*Problem to solve*
Include the line containing "string; desc: string;" and all lines before it, repeated exactly from the listing below, without pictures.

----------------------------------------

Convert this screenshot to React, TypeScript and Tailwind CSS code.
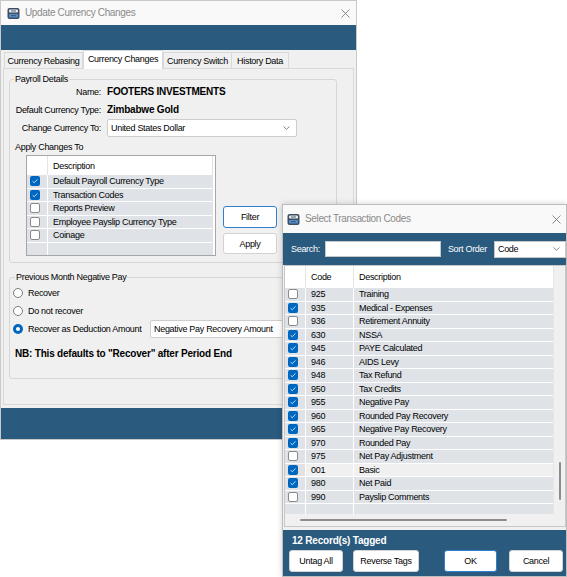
import React from 'react';

type CodeRow = { code: string; desc: string; on: boolean; sel?: boolean };

const codes: CodeRow[] = [
  { code: '925', desc: 'Training', on: false },
  { code: '935', desc: 'Medical - Expenses', on: true },
  { code: '936', desc: 'Retirement Annuity', on: false },
  { code: '630', desc: 'NSSA', on: true },
  { code: '945', desc: 'PAYE Calculated', on: true },
  { code: '946', desc: 'AIDS Levy', on: true },
  { code: '948', desc: 'Tax Refund', on: true },
  { code: '950', desc: 'Tax Credits', on: true },
  { code: '955', desc: 'Negative Pay', on: true },
  { code: '960', desc: 'Rounded Pay Recovery', on: true },
  { code: '965', desc: 'Negative Pay Recovery', on: true },
  { code: '970', desc: 'Rounded Pay', on: true },
  { code: '975', desc: 'Net Pay Adjustment', on: false },
  { code: '001', desc: 'Basic', on: true, sel: true },
  { code: '980', desc: 'Net Paid', on: true },
  { code: '990', desc: 'Payslip Comments', on: false },
];

const applyTo = [
  { label: 'Default Payroll Currency Type', on: true },
  { label: 'Transaction Codes', on: true },
  { label: 'Reports Preview', on: false },
  { label: 'Employee Payslip Currency Type', on: false },
  { label: 'Coinage', on: false },
];

const Check = ({ on }: { on: boolean }) =>
  on ? (
    <span className="flex items-center justify-center w-[10px] h-[10px] rounded-[2px] bg-[#0067c0]">
      <svg width="8" height="8" viewBox="0 0 8 8">
        <path d="M1.6 4.2 3.2 5.7 6.5 2.4" fill="none" stroke="#dbe9f7" strokeWidth="0.9" />
      </svg>
    </span>
  ) : (
    <span className="block w-[10px] h-[10px] rounded-[2px] bg-white border border-[#8a8a8a]" />
  );

const AppIcon = () => (
  <svg width="13" height="13" viewBox="0 0 13 13">
    <rect x="0.5" y="1" width="12" height="11" rx="2" fill="#3f4d5e" />
    <rect x="2" y="2.5" width="9" height="3" rx="1" fill="#e8eef4" />
    <rect x="2" y="7" width="9" height="3.5" rx="1" fill="#4f8fd0" />
    <path d="M4 4h5M4 8.7h5" stroke="#3f4d5e" strokeWidth="0.9" />
  </svg>
);

const CloseX = () => (
  <svg width="9" height="9" viewBox="0 0 9 9" className="ml-auto">
    <path d="M0.5 0.5 8.5 8.5M8.5 0.5 0.5 8.5" stroke="#6e6e6e" strokeWidth="0.8" />
  </svg>
);

const Chevron = () => (
  <svg width="7" height="4" viewBox="0 0 7 4" className="ml-auto">
    <path d="M0.5 0.5 3.5 3.3 6.5 0.5" fill="none" stroke="#6a6a6a" strokeWidth="0.8" />
  </svg>
);

const Btn = ({ label, w, focus }: { label: string; w: string; focus?: boolean }) => (
  <div
    className={`flex items-center justify-center h-full rounded-[3px] bg-white border ${w} ${
      focus ? 'border-[#2f7fcf]' : 'border-[#d2d2d2]'
    }`}
  >
    {label}
  </div>
);

function MainWindow() {
  return (
    <div className="flex flex-col w-[357px] h-[440px] border border-[#c9c9c9] bg-[#f0f0f0]">
      {/* title bar */}
      <div className="flex items-center h-[24px] shrink-0 bg-[#f9f9f9] pl-[6px] pr-[6px]">
        <AppIcon />
        <span className="ml-[5px] text-[10px] tracking-[-0.35px] text-[#8a8a8a]">Update Currency Changes</span>
        <CloseX />
      </div>
      <div className="h-[25px] shrink-0 bg-[#2a5a7e]" />

      {/* tabs */}
      <div className="flex items-end h-[18px] shrink-0 pl-[3px]">
        <div className="flex items-center justify-center w-[79px] h-[16px] border border-b-0 border-[#d9d9d9]">Currency Rebasing</div>
        <div className="relative z-10 -mb-px flex items-center justify-center w-[80px] h-[19px] pb-[2px] bg-white border border-b-0 border-[#d9d9d9]">
          Currency Changes
        </div>
        <div className="flex items-center justify-center w-[69px] h-[16px] border border-b-0 border-[#d9d9d9]">Currency Switch</div>
        <div className="flex items-center justify-center w-[57px] h-[16px] border border-b-0 border-l-0 border-[#d9d9d9]">History Data</div>
      </div>

      {/* tab page */}
      <div className="h-[337px] shrink-0 mx-[2px] border border-[#d9d9d9] bg-[#f0f0f0] px-[5px] pt-[10px]">
        {/* Payroll Details */}
        <div className="relative w-[328px] h-[184px] border border-[#d6d6d6] rounded-[3px] pt-[6px]">
          <span className="absolute -top-[7px] left-[4px] px-[1px] bg-[#f0f0f0]">Payroll Details</span>
          <div className="flex items-center h-[12px]">
            <span className="w-[91px] text-right">Name:</span>
            <span className="ml-[6px] font-bold text-[10px] tracking-[-0.2px]">FOOTERS INVESTMENTS</span>
          </div>
          <div className="flex items-center h-[12px] mt-[6px]">
            <span className="w-[91px] text-right">Default Currency Type:</span>
            <span className="ml-[6px] font-bold text-[10px] tracking-[-0.2px]">Zimbabwe Gold</span>
          </div>
          <div className="flex items-center h-[18px] mt-[3px]">
            <span className="w-[91px] text-right">Change Currency To:</span>
            <div className="ml-[6px] flex items-center w-[190px] h-[18px] bg-white border border-[#cdcdcd] rounded-[2px] pl-[3px] pr-[6px]">
              United States Dollar
              <Chevron />
            </div>
          </div>
          <div className="flex items-center h-[12px] mt-[4px] pl-[5px]">Apply Changes To</div>
          <div className="flex mt-[2px] pl-[16px]">
            <div className="flex flex-col w-[190px] h-[101px] border border-[#a6a6a6] bg-white">
              <div className="flex flex-col w-[186px] h-full border-r border-[#e2e2e2]">
                <div className="flex h-[19px] shrink-0">
                  <div className="w-[21px] border-r border-[#e4e4e4]" />
                  <div className="flex items-center pl-[5px]">Description</div>
                </div>
                {applyTo.map((r) => (
                  <div key={r.label} className="flex h-[13.5px] shrink-0 bg-[#dfe3e8] border-b border-white">
                    <div className="flex items-center w-[21px] pl-[3px] border-r border-white">
                      <Check on={r.on} />
                    </div>
                    <div className="flex items-center pl-[5px]">{r.label}</div>
                  </div>
                ))}
                <div className="flex flex-1 bg-[#dfe3e8]">
                  <div className="w-[21px] border-r border-white" />
                </div>
              </div>
            </div>
            <div className="flex flex-col ml-[7px] pt-[51px]">
              <div className="h-[22px]">
                <Btn label="Filter" w="w-[54px]" focus />
              </div>
              <div className="h-[21px] mt-[5px]">
                <Btn label="Apply" w="w-[54px]" />
              </div>
            </div>
          </div>
        </div>

        {/* Previous Month Negative Pay */}
        <div className="relative mt-[14px] w-[328px] h-[102px] border border-[#d6d6d6] rounded-[3px] pt-[9px]">
          <span className="absolute -top-[7px] left-[5px] px-[1px] bg-[#f0f0f0]">Previous Month Negative Pay</span>
          <div className="flex items-center h-[12px] pl-[3px]">
            <span className="w-[10px] h-[10px] rounded-full border border-[#7c7c7c] bg-white" />
            <span className="ml-[5px]">Recover</span>
          </div>
          <div className="flex items-center h-[12px] mt-[6px] pl-[3px]">
            <span className="w-[10px] h-[10px] rounded-full border border-[#7c7c7c] bg-white" />
            <span className="ml-[5px]">Do not recover</span>
          </div>
          <div className="flex items-center h-[18px] mt-[3px] pl-[3px]">
            <span className="flex items-center justify-center w-[10px] h-[10px] rounded-full bg-[#0067c0]">
              <span className="w-[4px] h-[4px] rounded-full bg-white" />
            </span>
            <span className="ml-[5px] w-[122px]">Recover as Deduction Amount</span>
            <div className="flex items-center w-[180px] h-[18px] bg-white border border-[#cdcdcd] rounded-[2px] pl-[3px]">
              Negative Pay Recovery Amount
            </div>
          </div>
          <div className="flex items-center h-[12px] mt-[10px] pl-[5px] font-bold text-[10px] tracking-[-0.2px]">
            NB: This defaults to "Recover" after Period End
          </div>
        </div>
      </div>

      <div className="mt-[3px] h-[31px] shrink-0 bg-[#2a5a7e]" />
    </div>
  );
}

function CodesDialog() {
  return (
    <div className="absolute left-[282px] top-[204px] flex flex-col w-[285px] h-[373px] bg-[#f0f0f0] border border-[#bdbdbd] shadow-[0_0_6px_rgba(0,0,0,0.18)]">
      <div className="flex items-center h-[28px] shrink-0 bg-[#f9f9f9] pl-[4px] pr-[5px]">
        <AppIcon />
        <span className="ml-[5px] text-[10px] tracking-[-0.35px] text-[#8a8a8a]">Select Transaction Codes</span>
        <CloseX />
      </div>

      <div className="flex items-center h-[32px] shrink-0 bg-[#2a5a7e] pl-[8px] text-white">
        <span>Search:</span>
        <div className="ml-[5px] w-[116px] h-[16px] bg-white border border-[#c8c8c8]" />
        <span className="ml-[7px]">Sort Order</span>
        <div className="ml-[7px] flex items-center w-[72px] h-[17px] bg-white border border-[#c8c8c8] pl-[3px] pr-[5px] text-black">
          Code
          <Chevron />
        </div>
      </div>

      {/* grid */}
      <div className="flex flex-col ml-[1px] w-[282px] h-[262px] shrink-0 border border-[#c8c8c8] bg-[#f0f0f0]">
        <div className="flex h-[248px] shrink-0">
          <div className="flex flex-col w-[268px]">
            <div className="flex h-[22px] shrink-0 bg-white">
              <div className="w-[21px] border-r border-[#e4e4e4]" />
              <div className="flex items-center w-[48px] pl-[5px] border-r border-[#e4e4e4]">Code</div>
              <div className="flex items-center pl-[5px]">Description</div>
            </div>
            {codes.map((r) => (
              <div
                key={r.code}
                className={`flex h-[13.5px] shrink-0 border-b border-white ${r.sel ? 'bg-[#f0f0f0]' : 'bg-[#dfe3e8]'}`}
              >
                <div className={`flex items-center w-[21px] pl-[3px] border-r border-white ${r.sel ? 'bg-[#e2e2e2]' : ''}`}>
                  <Check on={r.on} />
                </div>
                <div className="flex items-center w-[48px] pl-[5px] border-r border-white">{r.code}</div>
                <div className="flex items-center pl-[5px]">{r.desc}</div>
              </div>
            ))}
            <div className="flex flex-1 bg-[#dfe3e8]">
              <div className="w-[21px] border-r border-white" />
              <div className="w-[48px] border-r border-white" />
            </div>
          </div>
          <div className="flex flex-col flex-1 border-l border-[#e6e6e6]">
            <div className="ml-[5px] mt-[196px] w-[2px] h-[38px] rounded-full bg-[#8c8c8c]" />
          </div>
        </div>
        <div className="flex items-center h-[12px] shrink-0">
          <div className="ml-[15px] w-[207px] h-[2px] rounded-full bg-[#8c8c8c]" />
        </div>
      </div>

      {/* footer */}
      <div className="flex flex-col flex-1 mt-[3px] bg-[#2a5a7e] pl-[6px]">
        <div className="flex items-center h-[12px] mt-[5px] ml-[3px] font-bold text-[10px] tracking-[-0.2px] text-white">
          12 Record(s) Tagged
        </div>
        <div className="flex h-[22px] mt-[3px]">
          <Btn label="Untag All" w="w-[54px]" />
          <div className="ml-[10px] h-full">
            <Btn label="Reverse Tags" w="w-[66px]" />
          </div>
          <div className="ml-[25px] h-full">
            <Btn label="OK" w="w-[53px]" focus />
          </div>
          <div className="ml-[12px] h-full">
            <Btn label="Cancel" w="w-[54px]" />
          </div>
        </div>
      </div>
    </div>
  );
}

export default function App() {
  return (
    <div className="relative w-[567px] h-[577px] overflow-hidden bg-white font-['Liberation_Sans',Arial,sans-serif] text-[9px] leading-[12px] tracking-[-0.3px] text-black">
      <MainWindow />
      <CodesDialog />
    </div>
  );
}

----------------------------------------

*Problem solution*
Convert this screenshot to React, TypeScript and Tailwind CSS code.
import React from 'react';

type CodeRow = { code: string; desc: string; on: boolean; sel?: boolean };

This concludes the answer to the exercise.